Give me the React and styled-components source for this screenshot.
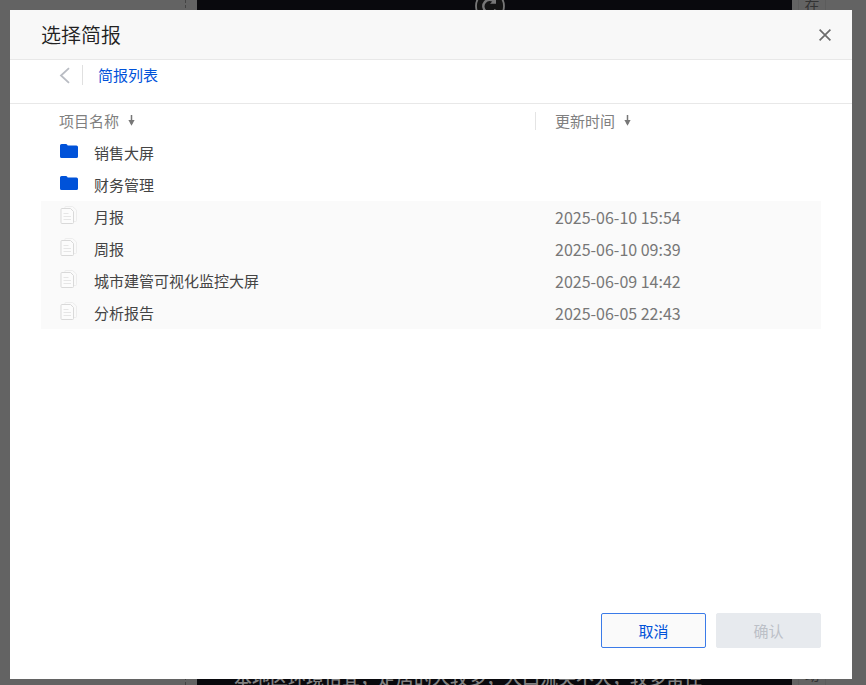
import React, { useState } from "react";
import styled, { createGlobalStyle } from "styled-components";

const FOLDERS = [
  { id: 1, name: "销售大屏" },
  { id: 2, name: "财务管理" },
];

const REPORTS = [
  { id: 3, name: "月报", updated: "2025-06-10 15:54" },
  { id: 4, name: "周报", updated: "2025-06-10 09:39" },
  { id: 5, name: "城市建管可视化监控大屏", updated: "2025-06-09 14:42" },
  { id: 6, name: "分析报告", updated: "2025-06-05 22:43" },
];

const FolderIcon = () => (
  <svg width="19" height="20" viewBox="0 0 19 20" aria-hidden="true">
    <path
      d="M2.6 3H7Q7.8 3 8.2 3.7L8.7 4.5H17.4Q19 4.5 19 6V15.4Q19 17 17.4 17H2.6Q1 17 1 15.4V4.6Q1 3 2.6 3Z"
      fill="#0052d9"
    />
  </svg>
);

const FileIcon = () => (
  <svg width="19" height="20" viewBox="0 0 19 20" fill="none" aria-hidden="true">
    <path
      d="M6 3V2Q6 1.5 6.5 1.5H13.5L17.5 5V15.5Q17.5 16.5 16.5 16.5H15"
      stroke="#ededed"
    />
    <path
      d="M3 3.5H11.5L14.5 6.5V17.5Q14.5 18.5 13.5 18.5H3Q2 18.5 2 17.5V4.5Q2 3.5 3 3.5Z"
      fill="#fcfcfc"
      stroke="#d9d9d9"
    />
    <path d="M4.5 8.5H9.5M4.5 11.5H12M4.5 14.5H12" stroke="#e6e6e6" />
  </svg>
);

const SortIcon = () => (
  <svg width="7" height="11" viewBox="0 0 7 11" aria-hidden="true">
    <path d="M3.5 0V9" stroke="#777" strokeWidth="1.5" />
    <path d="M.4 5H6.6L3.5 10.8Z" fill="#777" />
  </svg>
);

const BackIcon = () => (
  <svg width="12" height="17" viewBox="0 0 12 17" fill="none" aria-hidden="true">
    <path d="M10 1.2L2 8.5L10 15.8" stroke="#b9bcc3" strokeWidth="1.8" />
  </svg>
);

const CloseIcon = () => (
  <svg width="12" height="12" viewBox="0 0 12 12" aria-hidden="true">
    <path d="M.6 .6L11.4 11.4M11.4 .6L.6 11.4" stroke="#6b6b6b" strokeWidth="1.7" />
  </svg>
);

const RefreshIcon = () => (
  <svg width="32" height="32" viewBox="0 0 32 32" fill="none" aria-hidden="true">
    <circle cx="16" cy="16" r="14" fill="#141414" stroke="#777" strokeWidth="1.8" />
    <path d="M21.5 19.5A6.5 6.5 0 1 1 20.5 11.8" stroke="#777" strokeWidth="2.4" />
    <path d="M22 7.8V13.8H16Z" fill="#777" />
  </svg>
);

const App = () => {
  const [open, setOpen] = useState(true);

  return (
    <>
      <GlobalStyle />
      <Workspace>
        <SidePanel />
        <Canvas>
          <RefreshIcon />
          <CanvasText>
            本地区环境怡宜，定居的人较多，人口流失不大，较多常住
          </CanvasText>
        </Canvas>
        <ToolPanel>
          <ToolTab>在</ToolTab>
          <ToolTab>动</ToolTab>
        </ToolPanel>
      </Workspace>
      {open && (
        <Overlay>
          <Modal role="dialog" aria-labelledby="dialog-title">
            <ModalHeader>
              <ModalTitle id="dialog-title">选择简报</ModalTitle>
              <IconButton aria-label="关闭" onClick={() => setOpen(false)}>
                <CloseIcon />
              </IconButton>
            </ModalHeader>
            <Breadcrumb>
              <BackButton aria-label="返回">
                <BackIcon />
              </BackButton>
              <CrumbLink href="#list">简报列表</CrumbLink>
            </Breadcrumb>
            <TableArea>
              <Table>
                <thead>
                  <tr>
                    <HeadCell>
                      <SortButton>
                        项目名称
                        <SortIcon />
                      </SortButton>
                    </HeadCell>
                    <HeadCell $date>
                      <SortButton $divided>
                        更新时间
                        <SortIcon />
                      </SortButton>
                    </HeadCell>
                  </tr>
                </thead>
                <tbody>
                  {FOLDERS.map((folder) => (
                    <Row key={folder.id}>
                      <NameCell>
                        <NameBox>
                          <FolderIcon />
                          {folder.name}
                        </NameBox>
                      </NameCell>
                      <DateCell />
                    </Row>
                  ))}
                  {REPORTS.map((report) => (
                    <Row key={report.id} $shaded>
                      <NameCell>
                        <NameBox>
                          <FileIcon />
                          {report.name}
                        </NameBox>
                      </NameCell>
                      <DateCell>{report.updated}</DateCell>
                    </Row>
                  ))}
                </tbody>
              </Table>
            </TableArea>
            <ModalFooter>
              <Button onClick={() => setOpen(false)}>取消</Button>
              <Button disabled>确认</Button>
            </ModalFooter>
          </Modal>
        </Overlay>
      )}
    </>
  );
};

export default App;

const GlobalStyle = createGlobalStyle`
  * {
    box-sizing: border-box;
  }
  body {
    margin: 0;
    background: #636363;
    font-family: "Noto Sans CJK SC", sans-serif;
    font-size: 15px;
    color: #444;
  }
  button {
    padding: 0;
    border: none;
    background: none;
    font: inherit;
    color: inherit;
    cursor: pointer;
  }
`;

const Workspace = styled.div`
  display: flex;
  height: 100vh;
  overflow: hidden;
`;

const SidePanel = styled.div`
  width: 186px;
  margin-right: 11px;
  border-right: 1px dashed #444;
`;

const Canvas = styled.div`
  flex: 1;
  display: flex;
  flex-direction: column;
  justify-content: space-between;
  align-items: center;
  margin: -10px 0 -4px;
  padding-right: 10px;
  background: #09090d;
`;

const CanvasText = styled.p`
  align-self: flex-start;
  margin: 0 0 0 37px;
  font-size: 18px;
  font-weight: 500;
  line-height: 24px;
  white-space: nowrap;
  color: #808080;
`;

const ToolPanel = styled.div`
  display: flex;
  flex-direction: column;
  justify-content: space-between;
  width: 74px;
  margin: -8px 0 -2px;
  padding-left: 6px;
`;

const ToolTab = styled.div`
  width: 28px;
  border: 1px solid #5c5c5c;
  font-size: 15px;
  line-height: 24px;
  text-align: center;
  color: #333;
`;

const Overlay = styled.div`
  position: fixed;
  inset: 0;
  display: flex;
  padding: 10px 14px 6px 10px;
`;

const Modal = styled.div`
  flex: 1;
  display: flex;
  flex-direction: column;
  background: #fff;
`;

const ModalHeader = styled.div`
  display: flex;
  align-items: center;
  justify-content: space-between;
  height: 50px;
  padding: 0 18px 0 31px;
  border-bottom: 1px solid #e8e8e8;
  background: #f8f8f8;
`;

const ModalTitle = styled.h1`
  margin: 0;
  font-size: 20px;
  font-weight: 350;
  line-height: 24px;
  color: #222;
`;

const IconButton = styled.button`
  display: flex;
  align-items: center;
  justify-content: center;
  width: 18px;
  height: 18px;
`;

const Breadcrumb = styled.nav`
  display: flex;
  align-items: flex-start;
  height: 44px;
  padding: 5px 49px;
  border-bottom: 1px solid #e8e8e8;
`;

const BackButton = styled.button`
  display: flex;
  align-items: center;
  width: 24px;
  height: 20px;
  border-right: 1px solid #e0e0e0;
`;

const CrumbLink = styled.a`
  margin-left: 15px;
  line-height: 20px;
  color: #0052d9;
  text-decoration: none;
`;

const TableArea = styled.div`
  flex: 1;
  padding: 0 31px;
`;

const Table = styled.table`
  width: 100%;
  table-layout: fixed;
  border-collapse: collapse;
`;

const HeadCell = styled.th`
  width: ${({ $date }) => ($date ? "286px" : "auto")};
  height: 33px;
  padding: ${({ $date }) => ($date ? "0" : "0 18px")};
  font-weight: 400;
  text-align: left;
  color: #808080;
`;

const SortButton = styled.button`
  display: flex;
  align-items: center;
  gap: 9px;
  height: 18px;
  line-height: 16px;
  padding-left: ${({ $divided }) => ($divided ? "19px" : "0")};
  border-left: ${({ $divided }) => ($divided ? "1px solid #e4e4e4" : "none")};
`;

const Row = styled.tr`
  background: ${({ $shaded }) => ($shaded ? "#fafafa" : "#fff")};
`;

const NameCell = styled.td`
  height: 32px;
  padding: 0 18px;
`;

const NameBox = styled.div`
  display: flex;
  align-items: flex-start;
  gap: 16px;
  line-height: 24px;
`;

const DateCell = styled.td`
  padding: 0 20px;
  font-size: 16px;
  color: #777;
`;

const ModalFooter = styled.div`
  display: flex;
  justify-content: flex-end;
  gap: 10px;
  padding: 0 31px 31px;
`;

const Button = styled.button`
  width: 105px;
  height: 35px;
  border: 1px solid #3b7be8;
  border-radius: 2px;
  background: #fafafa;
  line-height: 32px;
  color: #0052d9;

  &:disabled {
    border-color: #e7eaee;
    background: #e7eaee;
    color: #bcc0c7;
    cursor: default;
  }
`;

____________

◆ Exercise:
From the listing above, report the number of lines containing the string "React", without any accompanying remarks.

◆ Output for this task:
2